Ранее у нас уже был повод отметить, что образ соловья-птицы никак не вяжется с боевой ситуацией. Теперь есть смысл продолжить эту тему. Соловьиное пение и вообще соловей («соловейка», «соловейчик», «соловушка») традиционно вызывают к себе только положительное отношение. Сравнение с соловьем было лучшей похвалой певцу, поэту, проповеднику. Историк В. Н. Татищев писал о легендарном жреце Богомиле, который «сладкоречиа ради наречен Соловей»; такого же «почетного звания» удостоился от создателя «Слова о полку Игореве» великий песнетворец Боян. В народной песенной лирике соловей передает своим пением девушке весточку от милого, но смолкает, когда горюет невеста. В обрядовых песнях соловей, вьющий гнездо, символизирует строителя дома, устроителя семейного очага… Словом, трудно найти птичий образ, который так мало подходил бы на роль чудовища, злодея, страшного врага земли Русской. В отличие от Соловья Будимировича, былинная роль коего созвучна образам народной поэтики, фигура Соловья-разбойника находится в разительном противоречии с «репутацией» соловья, установившейся в бытовом и поэтическом сознании. Само имя Соловей-разбойник, если вдуматься, — оксюморон, парадоксальное сочетание несовместимых понятий, что-то вроде «живого трупа» или «горячего льда».
Любопытная психологическая деталь: на эту парадоксальность до сих пор обращали внимание — по крайней мере, печатно — только нерусские исследователи нашего эпоса. Очевидно, требуется чуточку «отстраненное» и достаточно «взрослое» знакомство с образом, который для нас с вами привычен с детства, чтобы по-настоящему ощутить заложенную в нем противоречивость и удивиться: почему соловей стал разбойником?
Именно так поставил вопрос в 1865 году немецкий ученый К. Марте. Должно быть, рассудил он, соловьиные трели, доносившиеся «в поздний час из глубокого лесного мрака», наводили на русских страх, потому что леса были полны разбойников. Это наивное объяснение спустя несколько лет справедливо высмеял видный хорватский славист В. Ягич. Но и его не оставлял в покое вопрос, «как же русский народ пришел к тому, чтобы приписать безобидному соловью столь ужасно-отвратительную роль, какую играет Соловей в эпосе». Увы, гипотеза, предложенная самим Ягичем, — будто бы прототипом Соловья-разбойника, как и Соловья Будимировича, был библейский Соломон, имя которого народ переделал в «птичье», — ненамного убедительнее раскритикованных им домыслов. Проще всех поступил уже упоминавшийся А. Александер. Отметив, что «выбор имени Соловей в данном случае создает эффект оксюморона», американский профессор даже не попытался это как-нибудь объяснить.

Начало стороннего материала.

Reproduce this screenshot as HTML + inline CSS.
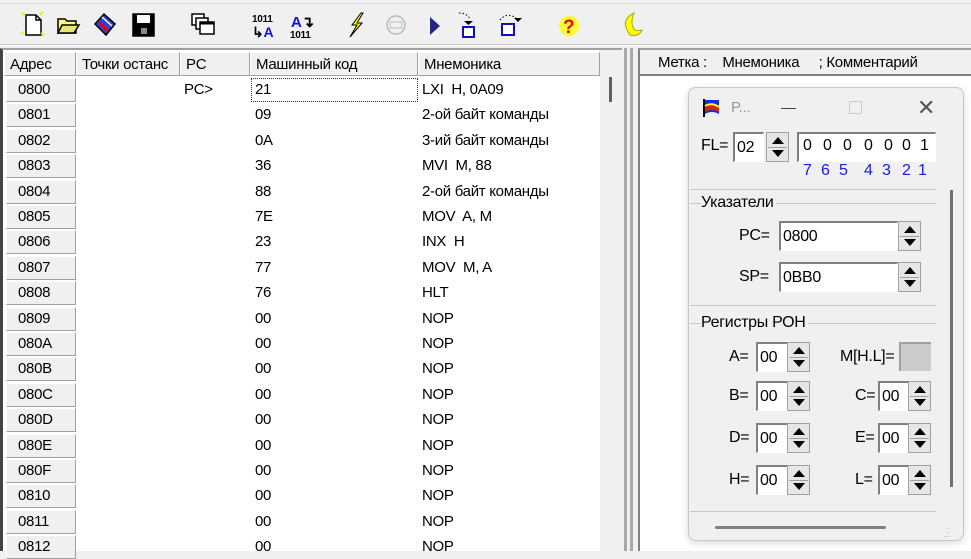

Найти объяснение действительно нелегко. И все-таки попробуем. Я думаю, на выбор имени, точнее, образа конкретной птицы, решающее влияние оказал выбор свиста в качестве оружия нового персонажа. (Следует заметить: несмотря на «трехголосие» Соловья-разбойника, сказители прекрасно понимали, что главным в этой звуковой гамме является свист; при забывании формулы многозвучия упоминался только он.) Ну, а с кем из живых существ мог ассоциироваться такой персонаж в первую очередь? Конечно же, с соловьем, который ничем, кроме своего свиста, и не знаменит. Напомню, что к этой ассоциации подталкивал и образ голосистого — может быть, даже многоголосого — Дива в «птичьей» позиции и еще более образ соловья на вершине мирового дерева. По-видимому, соблазн использовать гармоничную связку понятий «свист/соловей» для создания нового персонажа оказался столь велик, что в глазах неизвестных нам творцов мифологического эпоса он перевесил риск войти в противоречие с миролюбивым характером соловья. И творческая дерзость в данном случае оправдала себя сполна. Благодаря ей появилась не очередная вариация Змея — возник образ свежий, яркий, восхищающий мастерством его «выделки». Заложенная в нем идея лишний раз доказала свою плодотворность, когда спустя какое-то время мифологический Соловей пережил свое второе рождение, став историко-эпическим Соловьем-разбойником, который жил в народной памяти много столетий.